** Problem to work on **
Tally the lines in these records that hold the string "components", and reply with the number alone.

** Stored items from a collection **
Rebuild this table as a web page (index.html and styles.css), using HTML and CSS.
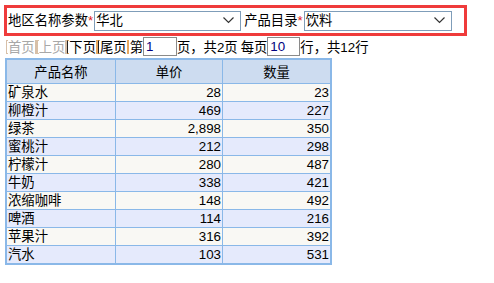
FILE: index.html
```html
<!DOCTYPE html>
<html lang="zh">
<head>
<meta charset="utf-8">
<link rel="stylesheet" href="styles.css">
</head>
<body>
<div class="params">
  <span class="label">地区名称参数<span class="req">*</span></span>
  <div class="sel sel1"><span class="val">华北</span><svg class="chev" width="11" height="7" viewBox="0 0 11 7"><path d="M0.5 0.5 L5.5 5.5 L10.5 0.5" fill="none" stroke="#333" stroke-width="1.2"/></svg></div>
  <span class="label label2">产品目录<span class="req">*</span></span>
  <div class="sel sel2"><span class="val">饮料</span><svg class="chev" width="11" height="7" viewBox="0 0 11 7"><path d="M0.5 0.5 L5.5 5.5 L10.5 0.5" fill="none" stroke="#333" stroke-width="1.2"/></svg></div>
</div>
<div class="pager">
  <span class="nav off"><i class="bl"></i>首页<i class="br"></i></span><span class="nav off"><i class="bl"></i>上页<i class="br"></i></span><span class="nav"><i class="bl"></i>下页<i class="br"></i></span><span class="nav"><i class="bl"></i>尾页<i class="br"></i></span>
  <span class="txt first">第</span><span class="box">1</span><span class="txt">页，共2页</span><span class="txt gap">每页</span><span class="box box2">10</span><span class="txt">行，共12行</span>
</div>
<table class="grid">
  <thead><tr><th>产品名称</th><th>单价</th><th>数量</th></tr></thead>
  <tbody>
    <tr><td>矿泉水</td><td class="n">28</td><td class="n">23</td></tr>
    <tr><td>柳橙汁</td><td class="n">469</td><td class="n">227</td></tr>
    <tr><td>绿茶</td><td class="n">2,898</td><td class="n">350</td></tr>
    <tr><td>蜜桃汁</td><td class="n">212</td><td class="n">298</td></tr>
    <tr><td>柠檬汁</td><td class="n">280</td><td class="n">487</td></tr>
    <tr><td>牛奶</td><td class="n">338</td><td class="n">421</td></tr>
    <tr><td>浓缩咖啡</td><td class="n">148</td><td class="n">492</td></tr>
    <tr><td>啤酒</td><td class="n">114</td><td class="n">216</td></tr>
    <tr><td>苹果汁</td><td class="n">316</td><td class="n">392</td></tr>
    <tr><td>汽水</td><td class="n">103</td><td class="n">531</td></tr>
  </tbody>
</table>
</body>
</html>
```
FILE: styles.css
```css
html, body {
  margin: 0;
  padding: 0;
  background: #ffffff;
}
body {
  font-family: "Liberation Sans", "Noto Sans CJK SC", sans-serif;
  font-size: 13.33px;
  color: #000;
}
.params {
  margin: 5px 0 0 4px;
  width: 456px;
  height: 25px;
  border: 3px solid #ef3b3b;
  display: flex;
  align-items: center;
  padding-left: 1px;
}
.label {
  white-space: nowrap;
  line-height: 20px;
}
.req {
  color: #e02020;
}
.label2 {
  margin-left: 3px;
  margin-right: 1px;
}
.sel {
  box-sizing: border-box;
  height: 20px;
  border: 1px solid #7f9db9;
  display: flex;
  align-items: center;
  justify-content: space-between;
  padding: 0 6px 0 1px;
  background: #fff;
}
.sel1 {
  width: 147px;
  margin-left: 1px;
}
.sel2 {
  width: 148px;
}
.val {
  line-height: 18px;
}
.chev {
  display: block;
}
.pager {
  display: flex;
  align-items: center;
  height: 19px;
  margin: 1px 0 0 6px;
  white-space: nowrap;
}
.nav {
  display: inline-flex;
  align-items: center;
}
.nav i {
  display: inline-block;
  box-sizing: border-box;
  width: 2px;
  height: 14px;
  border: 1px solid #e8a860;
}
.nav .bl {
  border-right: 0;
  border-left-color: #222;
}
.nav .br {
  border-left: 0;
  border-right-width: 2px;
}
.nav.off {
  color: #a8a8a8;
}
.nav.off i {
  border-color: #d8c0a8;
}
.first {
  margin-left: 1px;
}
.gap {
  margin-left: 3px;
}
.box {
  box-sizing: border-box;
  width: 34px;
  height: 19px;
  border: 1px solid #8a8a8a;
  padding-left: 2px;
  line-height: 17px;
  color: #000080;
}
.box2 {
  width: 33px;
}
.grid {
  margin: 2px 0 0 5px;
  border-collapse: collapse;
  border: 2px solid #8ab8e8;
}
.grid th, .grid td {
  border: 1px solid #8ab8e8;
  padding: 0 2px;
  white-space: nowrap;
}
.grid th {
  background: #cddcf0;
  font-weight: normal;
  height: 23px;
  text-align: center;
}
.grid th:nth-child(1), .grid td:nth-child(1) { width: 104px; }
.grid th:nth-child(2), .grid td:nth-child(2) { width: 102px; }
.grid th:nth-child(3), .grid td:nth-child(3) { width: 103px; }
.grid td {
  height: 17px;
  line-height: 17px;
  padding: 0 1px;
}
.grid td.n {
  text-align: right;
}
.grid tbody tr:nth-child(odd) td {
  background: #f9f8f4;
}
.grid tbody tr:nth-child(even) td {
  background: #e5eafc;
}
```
---
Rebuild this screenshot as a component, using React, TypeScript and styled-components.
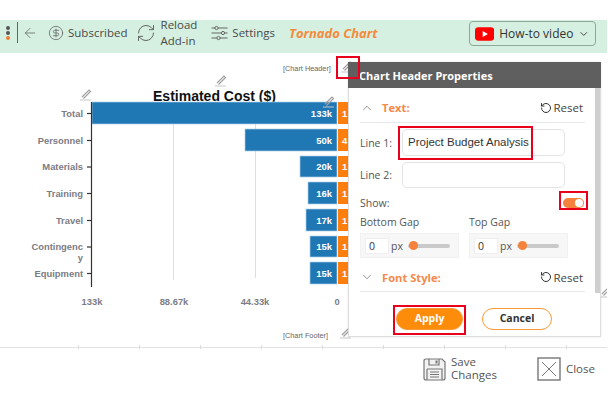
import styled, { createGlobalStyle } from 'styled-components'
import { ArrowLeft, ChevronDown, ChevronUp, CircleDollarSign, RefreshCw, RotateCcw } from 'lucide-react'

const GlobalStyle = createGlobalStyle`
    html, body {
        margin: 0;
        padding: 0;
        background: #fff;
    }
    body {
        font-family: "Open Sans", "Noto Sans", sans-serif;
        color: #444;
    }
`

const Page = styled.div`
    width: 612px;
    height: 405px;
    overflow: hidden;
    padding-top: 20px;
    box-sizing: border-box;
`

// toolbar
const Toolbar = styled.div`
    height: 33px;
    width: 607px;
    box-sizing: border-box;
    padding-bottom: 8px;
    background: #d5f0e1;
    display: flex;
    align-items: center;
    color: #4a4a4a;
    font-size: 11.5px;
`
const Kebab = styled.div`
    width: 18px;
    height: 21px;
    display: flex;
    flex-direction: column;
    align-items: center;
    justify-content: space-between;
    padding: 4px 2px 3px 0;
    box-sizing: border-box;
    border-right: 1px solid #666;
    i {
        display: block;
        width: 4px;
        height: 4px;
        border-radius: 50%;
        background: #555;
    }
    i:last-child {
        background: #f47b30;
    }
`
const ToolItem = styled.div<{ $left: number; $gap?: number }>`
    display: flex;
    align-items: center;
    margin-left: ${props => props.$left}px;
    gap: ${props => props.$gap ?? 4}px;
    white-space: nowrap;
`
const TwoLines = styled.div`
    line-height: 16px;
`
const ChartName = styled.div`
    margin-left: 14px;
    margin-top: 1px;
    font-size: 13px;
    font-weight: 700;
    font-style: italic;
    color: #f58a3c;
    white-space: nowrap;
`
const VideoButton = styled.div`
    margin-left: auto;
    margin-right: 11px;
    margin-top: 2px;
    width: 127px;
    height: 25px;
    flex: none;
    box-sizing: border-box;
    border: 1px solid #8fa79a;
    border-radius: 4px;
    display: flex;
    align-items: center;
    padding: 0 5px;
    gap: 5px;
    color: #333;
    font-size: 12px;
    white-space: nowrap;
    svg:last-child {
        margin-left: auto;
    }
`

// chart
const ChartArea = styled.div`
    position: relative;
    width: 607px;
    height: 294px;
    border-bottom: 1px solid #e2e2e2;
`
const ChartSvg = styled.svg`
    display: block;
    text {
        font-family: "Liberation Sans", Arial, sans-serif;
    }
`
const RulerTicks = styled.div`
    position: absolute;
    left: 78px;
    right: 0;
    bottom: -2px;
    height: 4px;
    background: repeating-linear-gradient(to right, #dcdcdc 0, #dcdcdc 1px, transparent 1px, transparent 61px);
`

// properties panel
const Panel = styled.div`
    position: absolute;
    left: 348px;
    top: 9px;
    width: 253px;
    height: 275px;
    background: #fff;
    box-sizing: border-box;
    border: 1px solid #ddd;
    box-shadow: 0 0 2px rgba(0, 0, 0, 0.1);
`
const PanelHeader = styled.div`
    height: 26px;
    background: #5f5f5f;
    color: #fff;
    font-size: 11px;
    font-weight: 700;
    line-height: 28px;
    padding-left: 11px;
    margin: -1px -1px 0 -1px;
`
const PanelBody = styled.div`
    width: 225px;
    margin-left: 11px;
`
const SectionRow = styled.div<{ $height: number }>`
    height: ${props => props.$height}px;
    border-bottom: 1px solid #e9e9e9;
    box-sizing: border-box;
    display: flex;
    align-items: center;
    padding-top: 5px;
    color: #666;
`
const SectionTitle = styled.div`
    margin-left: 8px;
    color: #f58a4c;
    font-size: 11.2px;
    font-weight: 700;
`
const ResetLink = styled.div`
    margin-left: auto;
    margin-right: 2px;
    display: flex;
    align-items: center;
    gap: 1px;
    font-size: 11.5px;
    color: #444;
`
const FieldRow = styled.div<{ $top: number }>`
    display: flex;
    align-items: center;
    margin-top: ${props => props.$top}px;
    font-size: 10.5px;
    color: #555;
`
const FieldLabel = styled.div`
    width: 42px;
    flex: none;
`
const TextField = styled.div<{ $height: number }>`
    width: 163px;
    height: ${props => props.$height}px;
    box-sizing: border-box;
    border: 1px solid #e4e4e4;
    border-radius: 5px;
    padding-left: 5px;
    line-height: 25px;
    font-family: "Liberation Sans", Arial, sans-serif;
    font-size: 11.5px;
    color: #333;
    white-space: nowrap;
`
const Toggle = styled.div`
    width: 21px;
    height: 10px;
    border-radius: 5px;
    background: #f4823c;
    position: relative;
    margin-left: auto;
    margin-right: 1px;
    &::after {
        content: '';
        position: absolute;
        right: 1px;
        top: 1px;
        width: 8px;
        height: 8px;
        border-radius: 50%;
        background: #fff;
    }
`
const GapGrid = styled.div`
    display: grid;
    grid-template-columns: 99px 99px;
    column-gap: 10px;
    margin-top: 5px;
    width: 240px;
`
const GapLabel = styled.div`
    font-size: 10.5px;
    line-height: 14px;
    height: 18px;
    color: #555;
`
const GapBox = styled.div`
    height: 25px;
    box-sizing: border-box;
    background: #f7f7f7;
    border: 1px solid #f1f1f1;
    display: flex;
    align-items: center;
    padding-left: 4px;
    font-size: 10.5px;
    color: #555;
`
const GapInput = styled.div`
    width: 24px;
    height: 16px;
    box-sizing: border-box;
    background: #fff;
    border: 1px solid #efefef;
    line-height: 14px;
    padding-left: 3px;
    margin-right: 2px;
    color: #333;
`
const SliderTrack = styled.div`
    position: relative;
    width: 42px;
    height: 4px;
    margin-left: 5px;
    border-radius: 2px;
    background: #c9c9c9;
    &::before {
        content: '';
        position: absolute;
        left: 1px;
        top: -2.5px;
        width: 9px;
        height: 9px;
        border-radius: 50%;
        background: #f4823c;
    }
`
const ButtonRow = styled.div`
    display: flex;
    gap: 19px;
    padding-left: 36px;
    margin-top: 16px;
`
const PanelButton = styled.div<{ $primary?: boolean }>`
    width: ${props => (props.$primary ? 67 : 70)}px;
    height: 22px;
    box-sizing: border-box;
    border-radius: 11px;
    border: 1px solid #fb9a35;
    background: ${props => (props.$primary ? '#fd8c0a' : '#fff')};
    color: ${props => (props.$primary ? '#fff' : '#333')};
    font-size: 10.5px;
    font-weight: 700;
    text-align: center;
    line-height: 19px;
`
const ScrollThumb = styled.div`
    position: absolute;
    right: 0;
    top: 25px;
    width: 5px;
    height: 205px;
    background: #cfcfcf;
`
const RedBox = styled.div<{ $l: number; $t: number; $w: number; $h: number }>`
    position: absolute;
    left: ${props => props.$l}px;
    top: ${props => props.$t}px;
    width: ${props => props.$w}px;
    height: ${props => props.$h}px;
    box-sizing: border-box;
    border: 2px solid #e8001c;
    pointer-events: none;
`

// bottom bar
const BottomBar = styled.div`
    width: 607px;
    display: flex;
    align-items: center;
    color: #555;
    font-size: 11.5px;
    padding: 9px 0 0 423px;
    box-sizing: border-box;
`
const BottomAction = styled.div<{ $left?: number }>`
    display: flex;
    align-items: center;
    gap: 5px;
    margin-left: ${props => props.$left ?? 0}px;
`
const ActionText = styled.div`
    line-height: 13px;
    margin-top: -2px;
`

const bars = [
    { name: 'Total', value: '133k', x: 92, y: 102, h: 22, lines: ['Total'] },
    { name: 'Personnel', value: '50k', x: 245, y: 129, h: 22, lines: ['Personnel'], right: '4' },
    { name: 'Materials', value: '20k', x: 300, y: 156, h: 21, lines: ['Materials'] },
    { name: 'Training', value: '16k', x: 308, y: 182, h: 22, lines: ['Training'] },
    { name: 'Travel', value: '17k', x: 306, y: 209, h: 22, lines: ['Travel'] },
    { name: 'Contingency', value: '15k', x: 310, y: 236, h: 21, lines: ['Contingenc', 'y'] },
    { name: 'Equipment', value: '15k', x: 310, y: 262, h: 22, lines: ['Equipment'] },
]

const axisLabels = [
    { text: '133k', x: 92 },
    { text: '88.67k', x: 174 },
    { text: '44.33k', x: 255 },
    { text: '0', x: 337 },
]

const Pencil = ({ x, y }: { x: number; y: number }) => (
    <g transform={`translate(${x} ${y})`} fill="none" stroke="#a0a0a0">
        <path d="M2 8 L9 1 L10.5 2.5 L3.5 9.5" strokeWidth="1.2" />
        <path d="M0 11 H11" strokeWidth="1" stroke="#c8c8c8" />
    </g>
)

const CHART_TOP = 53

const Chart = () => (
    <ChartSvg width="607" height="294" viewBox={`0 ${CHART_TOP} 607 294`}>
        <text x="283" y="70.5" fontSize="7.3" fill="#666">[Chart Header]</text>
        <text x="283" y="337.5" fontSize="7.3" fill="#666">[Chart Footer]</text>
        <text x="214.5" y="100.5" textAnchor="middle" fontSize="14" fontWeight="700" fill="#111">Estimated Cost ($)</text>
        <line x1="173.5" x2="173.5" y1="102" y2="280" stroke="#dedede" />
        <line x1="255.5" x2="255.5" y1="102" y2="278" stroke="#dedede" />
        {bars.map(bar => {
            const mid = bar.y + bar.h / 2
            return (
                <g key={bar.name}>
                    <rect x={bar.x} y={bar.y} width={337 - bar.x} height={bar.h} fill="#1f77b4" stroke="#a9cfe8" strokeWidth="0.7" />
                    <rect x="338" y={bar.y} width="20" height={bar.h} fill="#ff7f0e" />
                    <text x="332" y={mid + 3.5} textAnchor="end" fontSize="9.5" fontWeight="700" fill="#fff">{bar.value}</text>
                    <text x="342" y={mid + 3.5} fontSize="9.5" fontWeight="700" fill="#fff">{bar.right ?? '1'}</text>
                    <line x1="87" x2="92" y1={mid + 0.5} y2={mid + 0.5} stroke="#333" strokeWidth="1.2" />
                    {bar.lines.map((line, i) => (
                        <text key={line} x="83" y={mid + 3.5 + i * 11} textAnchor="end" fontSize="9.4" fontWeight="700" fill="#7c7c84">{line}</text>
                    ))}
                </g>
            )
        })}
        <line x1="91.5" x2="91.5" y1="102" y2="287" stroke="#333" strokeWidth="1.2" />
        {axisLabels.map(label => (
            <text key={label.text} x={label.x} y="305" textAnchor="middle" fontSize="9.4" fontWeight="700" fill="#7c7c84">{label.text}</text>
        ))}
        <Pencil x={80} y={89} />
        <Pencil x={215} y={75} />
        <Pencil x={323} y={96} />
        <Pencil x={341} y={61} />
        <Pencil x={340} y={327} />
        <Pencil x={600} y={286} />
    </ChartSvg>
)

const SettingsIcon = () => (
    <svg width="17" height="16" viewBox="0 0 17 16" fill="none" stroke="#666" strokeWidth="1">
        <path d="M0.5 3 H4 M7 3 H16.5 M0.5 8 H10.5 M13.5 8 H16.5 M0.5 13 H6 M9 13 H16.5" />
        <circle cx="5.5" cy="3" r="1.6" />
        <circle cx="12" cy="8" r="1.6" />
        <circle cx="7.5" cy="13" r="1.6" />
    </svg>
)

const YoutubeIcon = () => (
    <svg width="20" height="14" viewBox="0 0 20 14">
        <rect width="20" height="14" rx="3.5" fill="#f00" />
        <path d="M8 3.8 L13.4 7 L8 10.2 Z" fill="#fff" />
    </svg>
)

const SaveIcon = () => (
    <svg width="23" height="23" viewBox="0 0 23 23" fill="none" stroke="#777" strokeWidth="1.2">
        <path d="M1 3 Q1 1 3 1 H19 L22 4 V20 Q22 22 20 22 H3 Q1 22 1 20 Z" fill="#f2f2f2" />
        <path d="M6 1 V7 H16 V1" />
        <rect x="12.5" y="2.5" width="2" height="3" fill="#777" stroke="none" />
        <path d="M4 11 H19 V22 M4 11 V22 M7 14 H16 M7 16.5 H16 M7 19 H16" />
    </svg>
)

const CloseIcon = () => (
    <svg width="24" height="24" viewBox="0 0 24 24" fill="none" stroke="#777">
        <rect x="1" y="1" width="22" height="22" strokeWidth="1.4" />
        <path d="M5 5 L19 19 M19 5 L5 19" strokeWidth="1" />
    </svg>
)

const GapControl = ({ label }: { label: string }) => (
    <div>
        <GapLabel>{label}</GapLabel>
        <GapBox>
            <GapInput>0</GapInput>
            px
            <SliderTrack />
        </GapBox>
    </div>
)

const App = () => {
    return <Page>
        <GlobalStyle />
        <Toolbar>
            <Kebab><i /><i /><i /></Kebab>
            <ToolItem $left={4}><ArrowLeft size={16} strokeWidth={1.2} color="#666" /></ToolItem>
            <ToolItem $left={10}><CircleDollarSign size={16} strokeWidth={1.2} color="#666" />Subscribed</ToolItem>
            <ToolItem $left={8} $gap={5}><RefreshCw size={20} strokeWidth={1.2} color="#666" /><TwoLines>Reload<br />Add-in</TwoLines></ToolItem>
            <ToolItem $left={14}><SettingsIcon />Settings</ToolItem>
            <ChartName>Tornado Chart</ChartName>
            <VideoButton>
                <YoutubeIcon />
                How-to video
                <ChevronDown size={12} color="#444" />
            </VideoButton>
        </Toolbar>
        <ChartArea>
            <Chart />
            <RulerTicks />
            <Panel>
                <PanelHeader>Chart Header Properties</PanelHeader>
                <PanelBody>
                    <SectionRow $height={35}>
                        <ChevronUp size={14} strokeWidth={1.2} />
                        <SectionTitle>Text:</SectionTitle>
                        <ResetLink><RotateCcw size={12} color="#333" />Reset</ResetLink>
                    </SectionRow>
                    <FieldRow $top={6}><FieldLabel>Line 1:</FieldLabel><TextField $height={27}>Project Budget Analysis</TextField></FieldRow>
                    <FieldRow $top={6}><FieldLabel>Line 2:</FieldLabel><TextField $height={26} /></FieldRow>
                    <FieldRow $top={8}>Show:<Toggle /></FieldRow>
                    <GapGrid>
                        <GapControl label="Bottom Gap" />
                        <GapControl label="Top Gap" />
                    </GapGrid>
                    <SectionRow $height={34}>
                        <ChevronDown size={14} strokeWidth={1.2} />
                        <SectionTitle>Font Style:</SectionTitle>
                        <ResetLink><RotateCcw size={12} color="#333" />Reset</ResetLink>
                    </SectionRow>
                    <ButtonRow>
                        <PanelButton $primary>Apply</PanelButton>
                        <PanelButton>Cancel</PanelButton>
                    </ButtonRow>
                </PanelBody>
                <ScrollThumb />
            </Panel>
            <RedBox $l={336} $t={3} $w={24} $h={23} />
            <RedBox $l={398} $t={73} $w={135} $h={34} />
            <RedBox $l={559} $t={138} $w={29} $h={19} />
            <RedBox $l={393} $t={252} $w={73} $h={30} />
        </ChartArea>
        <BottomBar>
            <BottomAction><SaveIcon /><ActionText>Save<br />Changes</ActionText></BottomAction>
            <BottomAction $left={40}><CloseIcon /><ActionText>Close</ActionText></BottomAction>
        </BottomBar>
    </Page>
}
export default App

** Complete answer **
2